Innovations in medical technology have transformed nearly every part of the healthcare landscape. In the fields of surgery, robotics, and virtual reality, artificial intelligence (AI) is being rapidly adopted. Surgical preplanning has been enhanced through computer-generated models and intraoperational navigational aids, especially in orthopedics, neurosurgery, and maxillofacial surgery. For example, AI and deep learning are being used for real-time identification of normal structures and malignant tissues1. The first commercial AI system for endoscopy, “GI Genius”, was approved by the US Food and Drug Administration (FDA) last year2. Additionally, automated analysis of surgical video and outcomes can provide a way to appraise and maintain standards, to make surgeries safer and more efficient.

Despite its quickly emerging role, the term “digital surgery” is not clearly defined or standardized. The careful definition is especially important given the unique challenges posed by surgical applications. Lam et al. use the Delphi technique to define digital surgery, characterize ethical and data governance issues, and identify barriers to its continued advancement3.

Originally developed to forecast military implications of new technology, the Delphi technique is a structured method for reaching consensus among experts. In the last few decades, it has been used to generate collective intelligence amid limited research or conflicting evidence4. Lam et al. recruited a panel of 38 experts, including surgeons interested in digital technology, academics, and healthcare industry professionals. The Delphi technique consists of four rounds. Round one asked experts and members of the public to ideate issues around themes they observed in academic literature or their clinical experiences. In the next two rounds, experts voted on the relative importance of the identified issues. In the final round, experts discussed and voted on consensus statements from previous rounds.

Through this procedure, all 38 experts reached consensus on the definition of digital surgery as “the use of technology for the enhancement of preoperative planning, surgical performance, therapeutic support, or training, to improve outcomes and reduce harm”. This definition was designed to encompass not only AI applications but also any future digital modality used in the practice of surgery. Despite this broad definition, experts largely focused on AI applications within surgery. Key issues were grouped into six areas: data; privacy, confidentiality, and public trust; consent; law; litigation and liability; and commercial partnerships. Of these, issues of privacy and public trust, consent, and litigation were the most specific to digital surgery.

In terms of privacy, data confidentiality and secure data storage are high priorities—most obviously to protect patient health information, but also to ensure surgeons’ right to privacy. Panelists agreed that public trust has been hampered by the opacity of “black box” decision-making5, lack of existing effective surgical AI systems to date, and fear of producing or worsening bias in datasets. AI systems that rely on machine learning are often referred to as “black box” models that cannot be easily interpretable by humans4. While patient education about AI models is one option to build public trust, a more accessible and feasible option is mandatory reporting of outcomes when digital technology is used in surgery.
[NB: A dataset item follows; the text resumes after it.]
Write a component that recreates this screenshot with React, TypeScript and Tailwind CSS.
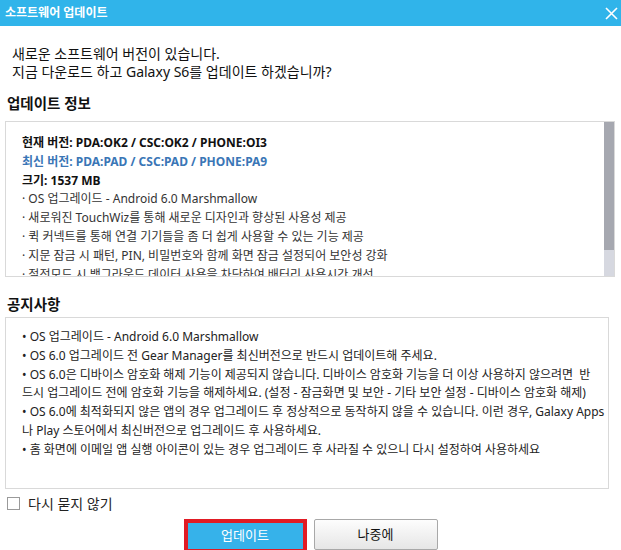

On the other hand, reporting outcomes could affect surgeon behavior unless surgeon privacy is maintained.

Panelists also reached a consensus on the need for a standardized methodology for consenting patients to share their data for digital surgery applications. The consent procedure should specify the extent of data collection, who will have access, why the data is being collected, and data management protocols for subsequent applications. Then patients should be asked to consent separately when allowing commercial partners to access their data. Within a surgical context, however, there are once again unique challenges that arise. Collecting data for unspecified future applications is ethically questionable. In addition, the right to withdraw consent is problematic within digital surgery. If an AI system is trained using a particular patient’s data, then a patient cannot realistically withdraw consent or take back their data.

Finally, panelists agreed upon litigation and liability as a pivotal issue of importance. The application of digital technology to data-rich surgical videos has the potential to be key to improvements in the field. However, digital surgical systems may also contribute evidence to determine medical negligence, limiting widespread adoption of otherwise useful digital surgery systems. Currently, no regulatory policies govern liability for either digital surgery systems that fail or surgeons who decide whether or not to use them. A 2018 report by the American Medical Association found that surgeons, along with obstetricians and gynecologists, are already at greatest risk of medical liability lawsuits6. To foster continuing innovation, medical, legal, and policy organizations will need to establish standards for legal responsibility with the use of digital surgery. Within this intersection, surgeons with a background in digital technology are well-positioned to lead the charge and develop policy standards in collaboration with non-clinical stakeholders.

The digitization of surgery is here to stay. Along with investments into infrastructure and the development of data-sharing agreements, issues of privacy and public trust, consent, and liability need to be confronted and standardized to capitalize on digital surgery’s potential.